While these issues concerning culture and race are as controversial as ever, several professional ballet companies all across the world are making an effort to adjust their productions of The Nutcracker to create a more culturally flattering performance. For example, as described in the previously mentioned article published by The Guardian, the Australian Ballet has recently revised its production of The Nutcracker in order to “tone down the yellowface.” Several other professional companies, such as the aforementioned New York City Ballet, have begun reinterpreting the choreography and costumes of The Nutcracker to suit a more modern palate while painting cultures in a more accepting and appreciative light, setting a precedent for other studios and companies to follow.
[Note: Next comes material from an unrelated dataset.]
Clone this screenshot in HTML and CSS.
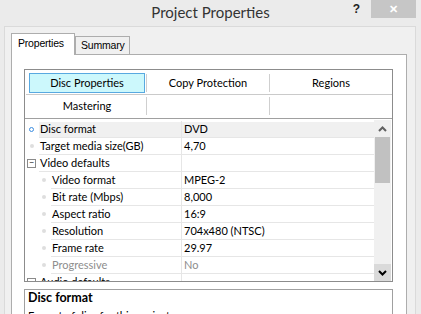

It is the hope that the adjustments made to the Nutcracker will become a source of appreciation for these different cultures, becoming a celebration of the diversity seen in the ballet and real world.
The Nutcracker is just one example of the increasing cultural awareness in the dance industry. As ballet productions, including but not limited to The Nutcracker, become more culturally aware, ballet will become, as stated by Millepied, “a celebration of human diversity and movement.”